:: DATA LISTING ::
··········
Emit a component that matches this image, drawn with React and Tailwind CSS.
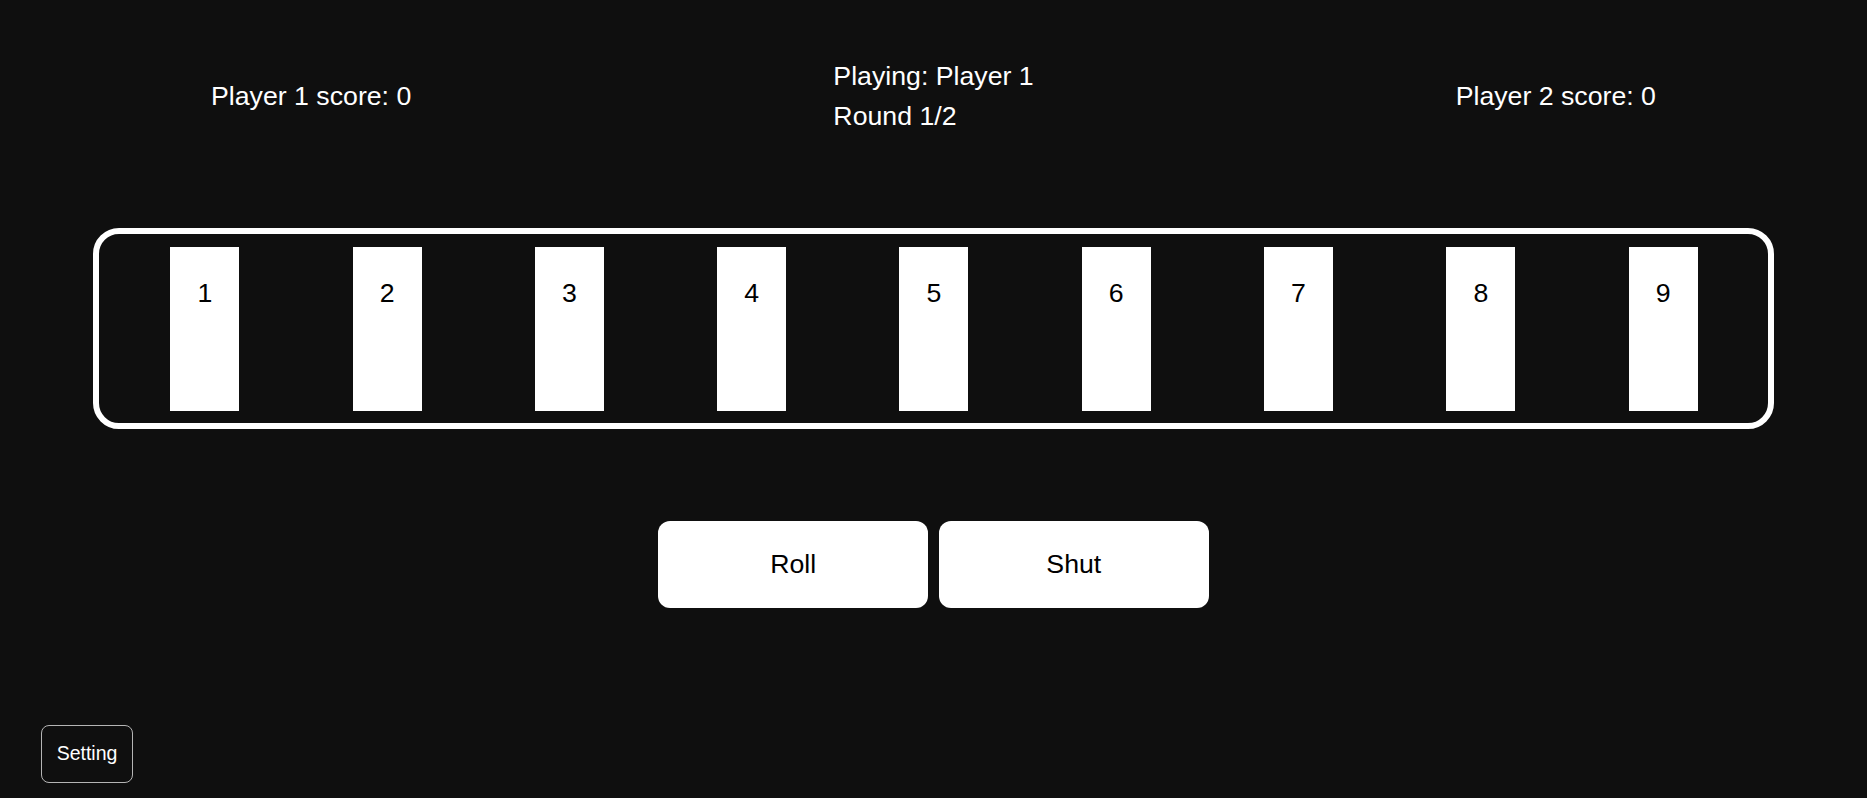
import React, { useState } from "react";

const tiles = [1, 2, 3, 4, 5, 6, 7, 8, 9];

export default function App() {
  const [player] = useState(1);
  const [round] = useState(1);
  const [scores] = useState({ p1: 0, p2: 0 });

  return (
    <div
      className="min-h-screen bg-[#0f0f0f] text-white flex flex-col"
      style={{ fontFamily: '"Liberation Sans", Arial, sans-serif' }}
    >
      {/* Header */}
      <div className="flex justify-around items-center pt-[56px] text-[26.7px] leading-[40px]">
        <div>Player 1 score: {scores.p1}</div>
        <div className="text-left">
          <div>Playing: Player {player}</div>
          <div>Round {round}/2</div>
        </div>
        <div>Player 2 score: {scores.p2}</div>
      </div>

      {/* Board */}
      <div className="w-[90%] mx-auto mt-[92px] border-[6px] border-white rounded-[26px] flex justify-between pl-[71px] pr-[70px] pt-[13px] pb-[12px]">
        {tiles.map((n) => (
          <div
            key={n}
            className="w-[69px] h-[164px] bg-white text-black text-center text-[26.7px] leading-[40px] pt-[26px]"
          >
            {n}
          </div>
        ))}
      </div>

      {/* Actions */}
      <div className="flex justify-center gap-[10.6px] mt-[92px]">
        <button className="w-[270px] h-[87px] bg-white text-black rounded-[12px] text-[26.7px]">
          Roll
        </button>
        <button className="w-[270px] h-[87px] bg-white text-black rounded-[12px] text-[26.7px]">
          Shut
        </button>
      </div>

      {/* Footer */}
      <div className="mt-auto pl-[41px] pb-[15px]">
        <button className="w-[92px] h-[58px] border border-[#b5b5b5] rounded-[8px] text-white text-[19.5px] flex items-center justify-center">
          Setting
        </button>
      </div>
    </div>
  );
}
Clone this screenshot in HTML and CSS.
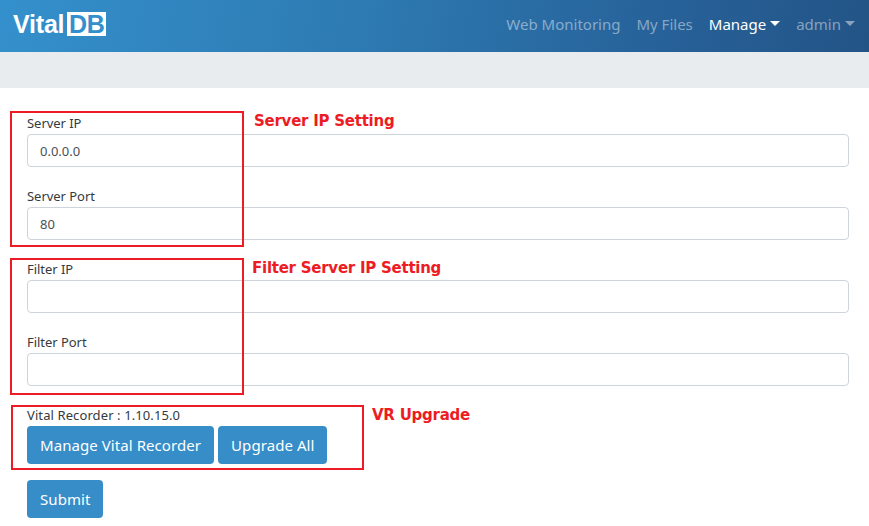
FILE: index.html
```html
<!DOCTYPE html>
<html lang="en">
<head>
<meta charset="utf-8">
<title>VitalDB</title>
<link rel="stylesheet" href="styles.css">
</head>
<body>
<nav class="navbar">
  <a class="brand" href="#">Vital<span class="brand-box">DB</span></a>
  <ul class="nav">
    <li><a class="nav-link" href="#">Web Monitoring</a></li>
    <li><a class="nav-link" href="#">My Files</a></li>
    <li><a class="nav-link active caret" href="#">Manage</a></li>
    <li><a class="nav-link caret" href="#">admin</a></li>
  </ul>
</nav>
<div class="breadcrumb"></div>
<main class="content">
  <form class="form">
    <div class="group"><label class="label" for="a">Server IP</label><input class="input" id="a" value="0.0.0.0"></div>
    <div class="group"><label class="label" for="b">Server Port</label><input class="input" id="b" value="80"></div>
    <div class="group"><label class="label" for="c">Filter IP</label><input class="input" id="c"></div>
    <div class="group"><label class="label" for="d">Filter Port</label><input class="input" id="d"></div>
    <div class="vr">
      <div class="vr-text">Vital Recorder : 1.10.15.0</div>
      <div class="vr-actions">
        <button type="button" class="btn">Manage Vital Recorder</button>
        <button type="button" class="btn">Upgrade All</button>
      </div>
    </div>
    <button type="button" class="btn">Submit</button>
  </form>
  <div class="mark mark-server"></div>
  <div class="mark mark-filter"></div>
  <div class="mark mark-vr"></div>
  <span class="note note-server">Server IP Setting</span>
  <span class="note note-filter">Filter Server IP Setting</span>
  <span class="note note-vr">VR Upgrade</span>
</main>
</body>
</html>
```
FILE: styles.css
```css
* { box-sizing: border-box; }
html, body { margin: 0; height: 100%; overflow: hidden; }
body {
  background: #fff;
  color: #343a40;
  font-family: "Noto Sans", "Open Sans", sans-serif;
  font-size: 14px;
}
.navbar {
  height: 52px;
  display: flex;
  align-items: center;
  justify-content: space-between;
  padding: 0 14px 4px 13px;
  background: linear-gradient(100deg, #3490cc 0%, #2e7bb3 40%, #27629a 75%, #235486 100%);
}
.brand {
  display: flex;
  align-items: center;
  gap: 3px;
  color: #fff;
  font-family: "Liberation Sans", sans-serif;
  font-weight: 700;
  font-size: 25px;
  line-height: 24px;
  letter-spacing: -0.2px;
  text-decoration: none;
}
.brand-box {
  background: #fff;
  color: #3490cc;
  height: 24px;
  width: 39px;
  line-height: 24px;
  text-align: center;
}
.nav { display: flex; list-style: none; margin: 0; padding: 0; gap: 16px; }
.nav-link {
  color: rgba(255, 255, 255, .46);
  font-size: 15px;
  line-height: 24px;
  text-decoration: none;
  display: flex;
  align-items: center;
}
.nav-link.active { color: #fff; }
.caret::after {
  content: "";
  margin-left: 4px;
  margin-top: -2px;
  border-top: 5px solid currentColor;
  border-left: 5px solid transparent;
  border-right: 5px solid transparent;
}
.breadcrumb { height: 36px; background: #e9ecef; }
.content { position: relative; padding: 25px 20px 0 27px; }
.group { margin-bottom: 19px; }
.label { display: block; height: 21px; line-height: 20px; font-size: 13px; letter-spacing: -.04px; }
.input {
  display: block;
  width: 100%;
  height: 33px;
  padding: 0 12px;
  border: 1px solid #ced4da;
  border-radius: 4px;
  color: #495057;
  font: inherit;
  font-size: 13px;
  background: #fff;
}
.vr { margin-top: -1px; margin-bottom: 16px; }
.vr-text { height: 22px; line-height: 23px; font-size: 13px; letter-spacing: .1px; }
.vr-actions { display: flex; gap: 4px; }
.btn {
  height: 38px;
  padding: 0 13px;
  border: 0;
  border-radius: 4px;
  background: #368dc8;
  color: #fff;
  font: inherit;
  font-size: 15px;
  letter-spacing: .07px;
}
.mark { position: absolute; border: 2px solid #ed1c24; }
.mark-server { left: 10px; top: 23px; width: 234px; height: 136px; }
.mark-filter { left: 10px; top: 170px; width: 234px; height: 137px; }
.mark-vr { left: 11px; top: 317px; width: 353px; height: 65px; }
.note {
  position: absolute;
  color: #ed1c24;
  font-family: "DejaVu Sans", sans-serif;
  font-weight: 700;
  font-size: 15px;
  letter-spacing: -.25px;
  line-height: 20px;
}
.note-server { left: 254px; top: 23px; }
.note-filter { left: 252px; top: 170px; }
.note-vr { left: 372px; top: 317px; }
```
··········
:: EXERCISE REQUIREMENTS ::
Exclude the images and reproduce the remaining data exactly.

:: THE REPLY ::
Emit a component that matches this image, drawn with React and Tailwind CSS.
import React, { useState } from "react";

const tiles = [1, 2, 3, 4, 5, 6, 7, 8, 9];

export default function App() {
  const [player] = useState(1);
  const [round] = useState(1);
  const [scores] = useState({ p1: 0, p2: 0 });

  return (
    <div
      className="min-h-screen bg-[#0f0f0f] text-white flex flex-col"
      style={{ fontFamily: '"Liberation Sans", Arial, sans-serif' }}
    >
      {/* Header */}
      <div className="flex justify-around items-center pt-[56px] text-[26.7px] leading-[40px]">
        <div>Player 1 score: {scores.p1}</div>
        <div className="text-left">
          <div>Playing: Player {player}</div>
          <div>Round {round}/2</div>
        </div>
        <div>Player 2 score: {scores.p2}</div>
      </div>

      {/* Board */}
      <div className="w-[90%] mx-auto mt-[92px] border-[6px] border-white rounded-[26px] flex justify-between pl-[71px] pr-[70px] pt-[13px] pb-[12px]">
        {tiles.map((n) => (
          <div
            key={n}
            className="w-[69px] h-[164px] bg-white text-black text-center text-[26.7px] leading-[40px] pt-[26px]"
          >
            {n}
          </div>
        ))}
      </div>

      {/* Actions */}
      <div className="flex justify-center gap-[10.6px] mt-[92px]">
        <button className="w-[270px] h-[87px] bg-white text-black rounded-[12px] text-[26.7px]">
          Roll
        </button>
        <button className="w-[270px] h-[87px] bg-white text-black rounded-[12px] text-[26.7px]">
          Shut
        </button>
      </div>

      {/* Footer */}
      <div className="mt-auto pl-[41px] pb-[15px]">
        <button className="w-[92px] h-[58px] border border-[#b5b5b5] rounded-[8px] text-white text-[19.5px] flex items-center justify-center">
          Setting
        </button>
      </div>
    </div>
  );
}
Clone this screenshot in HTML and CSS.
FILE: index.html
```html
<!DOCTYPE html>
<html lang="en">
<head>
<meta charset="utf-8">
<title>VitalDB</title>
<link rel="stylesheet" href="styles.css">
</head>
<body>
<nav class="navbar">
  <a class="brand" href="#">Vital<span class="brand-box">DB</span></a>
  <ul class="nav">
    <li><a class="nav-link" href="#">Web Monitoring</a></li>
    <li><a class="nav-link" href="#">My Files</a></li>
    <li><a class="nav-link active caret" href="#">Manage</a></li>
    <li><a class="nav-link caret" href="#">admin</a></li>
  </ul>
</nav>
<div class="breadcrumb"></div>
<main class="content">
  <form class="form">
    <div class="group"><label class="label" for="a">Server IP</label><input class="input" id="a" value="0.0.0.0"></div>
    <div class="group"><label class="label" for="b">Server Port</label><input class="input" id="b" value="80"></div>
    <div class="group"><label class="label" for="c">Filter IP</label><input class="input" id="c"></div>
    <div class="group"><label class="label" for="d">Filter Port</label><input class="input" id="d"></div>
    <div class="vr">
      <div class="vr-text">Vital Recorder : 1.10.15.0</div>
      <div class="vr-actions">
        <button type="button" class="btn">Manage Vital Recorder</button>
        <button type="button" class="btn">Upgrade All</button>
      </div>
    </div>
    <button type="button" class="btn">Submit</button>
  </form>
  <div class="mark mark-server"></div>
  <div class="mark mark-filter"></div>
  <div class="mark mark-vr"></div>
  <span class="note note-server">Server IP Setting</span>
  <span class="note note-filter">Filter Server IP Setting</span>
  <span class="note note-vr">VR Upgrade</span>
</main>
</body>
</html>
```
FILE: styles.css
```css
* { box-sizing: border-box; }
html, body { margin: 0; height: 100%; overflow: hidden; }
body {
  background: #fff;
  color: #343a40;
  font-family: "Noto Sans", "Open Sans", sans-serif;
  font-size: 14px;
}
.navbar {
  height: 52px;
  display: flex;
  align-items: center;
  justify-content: space-between;
  padding: 0 14px 4px 13px;
  background: linear-gradient(100deg, #3490cc 0%, #2e7bb3 40%, #27629a 75%, #235486 100%);
}
.brand {
  display: flex;
  align-items: center;
  gap: 3px;
  color: #fff;
  font-family: "Liberation Sans", sans-serif;
  font-weight: 700;
  font-size: 25px;
  line-height: 24px;
  letter-spacing: -0.2px;
  text-decoration: none;
}
.brand-box {
  background: #fff;
  color: #3490cc;
  height: 24px;
  width: 39px;
  line-height: 24px;
  text-align: center;
}
.nav { display: flex; list-style: none; margin: 0; padding: 0; gap: 16px; }
.nav-link {
  color: rgba(255, 255, 255, .46);
  font-size: 15px;
  line-height: 24px;
  text-decoration: none;
  display: flex;
  align-items: center;
}
.nav-link.active { color: #fff; }
.caret::after {
  content: "";
  margin-left: 4px;
  margin-top: -2px;
  border-top: 5px solid currentColor;
  border-left: 5px solid transparent;
  border-right: 5px solid transparent;
}
.breadcrumb { height: 36px; background: #e9ecef; }
.content { position: relative; padding: 25px 20px 0 27px; }
.group { margin-bottom: 19px; }
.label { display: block; height: 21px; line-height: 20px; font-size: 13px; letter-spacing: -.04px; }
.input {
  display: block;
  width: 100%;
  height: 33px;
  padding: 0 12px;
  border: 1px solid #ced4da;
  border-radius: 4px;
  color: #495057;
  font: inherit;
  font-size: 13px;
  background: #fff;
}
.vr { margin-top: -1px; margin-bottom: 16px; }
.vr-text { height: 22px; line-height: 23px; font-size: 13px; letter-spacing: .1px; }
.vr-actions { display: flex; gap: 4px; }
.btn {
  height: 38px;
  padding: 0 13px;
  border: 0;
  border-radius: 4px;
  background: #368dc8;
  color: #fff;
  font: inherit;
  font-size: 15px;
  letter-spacing: .07px;
}
.mark { position: absolute; border: 2px solid #ed1c24; }
.mark-server { left: 10px; top: 23px; width: 234px; height: 136px; }
.mark-filter { left: 10px; top: 170px; width: 234px; height: 137px; }
.mark-vr { left: 11px; top: 317px; width: 353px; height: 65px; }
.note {
  position: absolute;
  color: #ed1c24;
  font-family: "DejaVu Sans", sans-serif;
  font-weight: 700;
  font-size: 15px;
  letter-spacing: -.25px;
  line-height: 20px;
}
.note-server { left: 254px; top: 23px; }
.note-filter { left: 252px; top: 170px; }
.note-vr { left: 372px; top: 317px; }
```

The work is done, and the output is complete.